In short, the C# compiler only lets you do anything to a value if that value is stored either in a local variable, or in an array.
This seems like another disappointing moment for CLR generics. I'd already got over the fact that I can't do all the wild and whacky stuff that used to be possible with C++ templates. I'd even come around to the idea that this was probably, on balance, a good thing. But this seems like a pretty serious problem, as it diminishes the usefulness of what is supposed to be one of the important use cases for CLR generics.

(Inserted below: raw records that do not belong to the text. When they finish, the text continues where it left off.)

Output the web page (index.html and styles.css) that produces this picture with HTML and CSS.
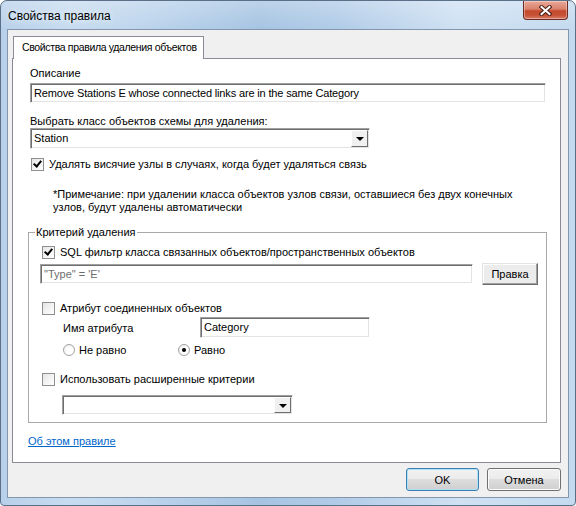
FILE: index.html
```html
<!DOCTYPE html>
<html lang="ru">
<head>
    <meta charset="UTF-8">
    <title>Свойства правила</title>
    <link rel="stylesheet" href="styles.css">
</head>
<body>
    <div class="window">
        <div class="titlebar">
            <span class="title">Свойства правила</span>
            <button class="close" title="Закрыть">
                <svg width="13" height="11" viewBox="0 0 13 11">
                    <path d="M2.5 2 L10.5 9 M10.5 2 L2.5 9" stroke="#4a1d16" stroke-width="4" stroke-linecap="square"/>
                    <path d="M2.5 2 L10.5 9 M10.5 2 L2.5 9" stroke="#fff" stroke-width="2" stroke-linecap="square"/>
                </svg>
            </button>
        </div>

        <div class="client">
            <div class="tabs">
                <div class="tab active">Свойства правила удаления объектов</div>
            </div>

            <div class="tab-page">
                <div class="field-label">Описание</div>
                <div class="textbox description">Remove Stations E whose connected links are in the same Category</div>

                <div class="field-label second">Выбрать класс объектов схемы для удаления:</div>
                <div class="combo station">
                    <span class="combo-text">Station</span>
                    <span class="combo-btn"><span class="arrow"></span></span>
                </div>

                <label class="check-row dangling">
                    <span class="checkbox checked"></span>
                    Удалять висячие узлы в случаях, когда будет удаляться связь
                </label>

                <p class="note">*Примечание: при удалении класса объектов узлов связи, оставшиеся без двух конечных<br>узлов, будут удалены автоматически</p>

                <fieldset class="group">
                    <legend>Критерий удаления</legend>

                    <label class="check-row">
                        <span class="checkbox checked"></span>
                        SQL фильтр класса связанных объектов/пространственных объектов
                    </label>
                    <div class="sql-row">
                        <div class="textbox sql">"Type" = 'E'</div>
                        <button class="btn classic">Правка</button>
                    </div>

                    <label class="check-row attr-check">
                        <span class="checkbox"></span>
                        Атрибут соединенных объектов
                    </label>
                    <div class="attr-row">
                        <span class="attr-label">Имя атрибута</span>
                        <div class="textbox attr">Category</div>
                    </div>
                    <div class="radio-row">
                        <label class="radio-item"><span class="radio"></span>Не равно</label>
                        <label class="radio-item"><span class="radio on"></span>Равно</label>
                    </div>

                    <label class="check-row adv-check">
                        <span class="checkbox"></span>
                        Использовать расширенные критерии
                    </label>
                    <div class="combo adv">
                        <span class="combo-text"></span>
                        <span class="combo-btn"><span class="arrow"></span></span>
                    </div>
                </fieldset>

                <a class="link" href="#">Об этом правиле</a>
            </div>

            <div class="footer">
                <button class="btn default">OK</button>
                <button class="btn">Отмена</button>
            </div>
        </div>
    </div>
</body>
</html>
```

FILE: styles.css
```css
body {
    margin: 0;
    background: #fff;
    font-family: "Liberation Sans", Arial, sans-serif;
    font-size: 11px;
    color: #000;
}

/* window frame */
.window {
    width: 576px;
    height: 506px;
    box-sizing: border-box;
    display: flex;
    flex-direction: column;
    border: 1px solid #5a6f88;
    border-radius: 7px 7px 4px 4px;
    overflow: hidden;
    background:
        linear-gradient(to bottom, rgba(255, 255, 255, 0.25), rgba(255, 255, 255, 0) 28px),
        linear-gradient(to right, #b8d0ea 0%, #c7dcf0 12%, #bcd4ec 25%, #a6c4e2 45%, #b0cbe7 58%, #cfe1f3 80%, #c4daef 100%);
}

.titlebar {
    height: 28px;
    display: flex;
    align-items: flex-start;
    padding-left: 7px;
}

.title {
    margin-top: 9px;
    font-size: 12px;
    line-height: 13px;
    text-shadow: 0 0 6px rgba(255, 255, 255, 0.9);
}

.close {
    margin-left: auto;
    margin-right: 7px;
    width: 45px;
    height: 19px;
    padding: 0;
    display: flex;
    align-items: center;
    justify-content: center;
    border: 1px solid #6c2b21;
    border-top: none;
    border-radius: 0 0 4px 4px;
    background: linear-gradient(to bottom, #e9a99a 0%, #d9816b 45%, #c4492c 55%, #c75237 80%, #d9806a 100%);
    box-shadow: inset 0 0 0 1px rgba(255, 255, 255, 0.35);
}

.client {
    flex: 1;
    margin: 0 6px 7px;
    padding: 6px 7px 6px 4px;
    display: flex;
    flex-direction: column;
    border: 1px solid #8496ac;
    background: #f0f0f0;
}

/* tab control */
.tabs {
    height: 22px;
    display: flex;
}

.tab {
    position: relative;
    z-index: 1;
    box-sizing: border-box;
    margin-left: 1px;
    width: 191px;
    height: 23px;
    padding-left: 8px;
    border: 1px solid #898c95;
    border-bottom: none;
    background: #fff;
    font-size: 10.5px;
    line-height: 21px;
    white-space: nowrap;
    letter-spacing: -0.35px;
}

.tab-page {
    flex: 1;
    display: flex;
    flex-direction: column;
    align-items: flex-start;
    padding: 8px 14px 0 17px;
    border: 1px solid #898c95;
    background: #fff;
}

.field-label {
    line-height: 13px;
}

.field-label.second {
    margin-top: 12px;
}

/* 3D sunken text boxes */
.textbox {
    box-sizing: border-box;
    height: 20px;
    padding: 0 3px;
    line-height: 18px;
    white-space: nowrap;
    border: 1px solid;
    border-color: #a0a0a0 #fff #fff #a0a0a0;
    box-shadow: inset 1px 1px 0 #6e6e6e, inset -1px -1px 0 #e3e3e3;
    background: #fff;
}

.textbox.description {
    align-self: stretch;
    margin-top: 3px;
    letter-spacing: -0.15px;
}

.textbox.sql {
    width: 433px;
    margin-left: -1px;
    color: #6d6d6d;
}

.textbox.attr {
    width: 170px;
    height: 21px;
    line-height: 19px;
}

.combo {
    box-sizing: border-box;
    display: flex;
    border: 1px solid;
    border-color: #a0a0a0 #fff #fff #a0a0a0;
    box-shadow: inset 1px 1px 0 #6e6e6e, inset -1px -1px 0 #e3e3e3;
    background: #fff;
}

.combo-text {
    flex: 1;
    padding-left: 3px;
    line-height: 18px;
}

.combo-btn {
    width: 15px;
    margin: 1px 1px 1px 0;
    display: flex;
    align-items: center;
    justify-content: center;
    border: 1px solid;
    border-color: #fff #6e6e6e #6e6e6e #fff;
    background: #f0f0f0;
}

.arrow {
    width: 0;
    height: 0;
    border-left: 4px solid transparent;
    border-right: 4px solid transparent;
    border-top: 4px solid #000;
    margin-top: 1px;
}

.combo.station {
    width: 340px;
    height: 21px;
}

.combo.adv {
    width: 231px;
    height: 20px;
    margin: 9px 0 0 21px;
}

/* check boxes and radio buttons */
.check-row {
    display: flex;
    align-items: center;
    gap: 5px;
    height: 13px;
    margin-left: 1px;
    line-height: 13px;
}

.check-row.dangling {
    margin-top: 9px;
}

.checkbox {
    box-sizing: border-box;
    width: 13px;
    height: 13px;
    position: relative;
    border: 1px solid #8e8f8f;
    background: linear-gradient(135deg, #e6e6e6, #fff);
}

.checkbox.checked::after {
    content: "";
    position: absolute;
    left: 3px;
    top: 0px;
    width: 3px;
    height: 6px;
    border: solid #000;
    border-width: 0 2px 2px 0;
    transform: rotate(40deg);
}

.note {
    margin: 17px 0 0 23px;
    line-height: 13px;
}

.group {
    align-self: stretch;
    margin: 12px -1px 0 -2px;
    padding: 7px 8px 7px 12px;
    border: 1px solid #a9a9a9;
}

.group legend {
    margin-left: -6px;
    padding: 0 1px;
    line-height: 13px;
}

.sql-row {
    display: flex;
    align-items: center;
    gap: 9px;
    margin-top: 4px;
}

.attr-check {
    margin-top: 17px;
}

.attr-row {
    display: flex;
    align-items: center;
    margin: 2px 0 0 22px;
}

.attr-label {
    width: 137px;
}

.radio-row {
    display: flex;
    margin: 5px 0 0 22px;
    height: 13px;
}

.radio-item {
    display: flex;
    align-items: center;
    gap: 4px;
    width: 115px;
}

.radio {
    box-sizing: border-box;
    width: 12px;
    height: 12px;
    border-radius: 50%;
    border: 1px solid #a2a2a2;
    background: radial-gradient(circle at 60% 60%, #fff 40%, #e4e4e4);
    position: relative;
}

.radio.on::after {
    content: "";
    position: absolute;
    left: 3px;
    top: 3px;
    width: 4px;
    height: 4px;
    border-radius: 50%;
    background: #000;
}

.adv-check {
    margin-top: 17px;
}

.link {
    margin: 12px 0 0 -2px;
    line-height: 13px;
    color: #0066cc;
}

/* dialog buttons */
.footer {
    display: flex;
    justify-content: flex-end;
    gap: 8px;
    margin-top: 5px;
}

.btn {
    height: 23px;
    padding: 0;
    font-family: inherit;
    font-size: 11px;
    color: #000;
    border: 1px solid #707070;
    border-radius: 3px;
    background: linear-gradient(to bottom, #f2f2f2 0%, #ebebeb 49%, #dddddd 50%, #cfcfcf 100%);
    box-shadow: inset 0 0 0 1px #fbfbfb;
}

.footer .btn {
    width: 74px;
}

.footer .btn.default {
    width: 73px;
    border-color: #3c7fb1;
    box-shadow: inset 0 0 0 1px #aee0f6;
}

.btn.classic {
    width: 56px;
    height: 22px;
    border-radius: 0;
    border-color: #e3e3e3 #6e6e6e #6e6e6e #e3e3e3;
    box-shadow: inset -1px -1px 0 #a0a0a0, inset 1px 1px 0 #fff;
    background: #ececec;
}
```
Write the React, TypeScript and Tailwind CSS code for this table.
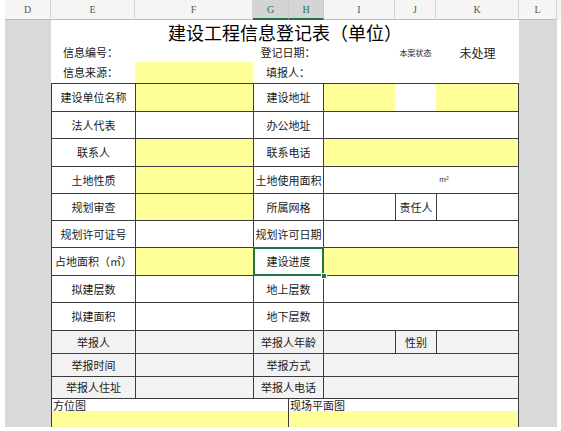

The C++ standard library's vector
class is the nearest equivalent to .NET v2.0's generic List<T>
-
they are both essentially dynamically resizeable arrays. But if you look at the definition of vector
's []
operator, you'll see that it returns a reference to the item, rather than a copy. In other words, the STL's dynamic array
behaves in much the same way as the intrinsic .NET array. (In C++ terminology, both the built-in array and the vector
's
indexing operator return an lvalue.)
Maybe I've missed something - maybe there is some way of returning a managed pointer from an indexer in C# without resorting to unsafe code. But if there were, wouldn't the generic collection classes in the class libraries be doing just that?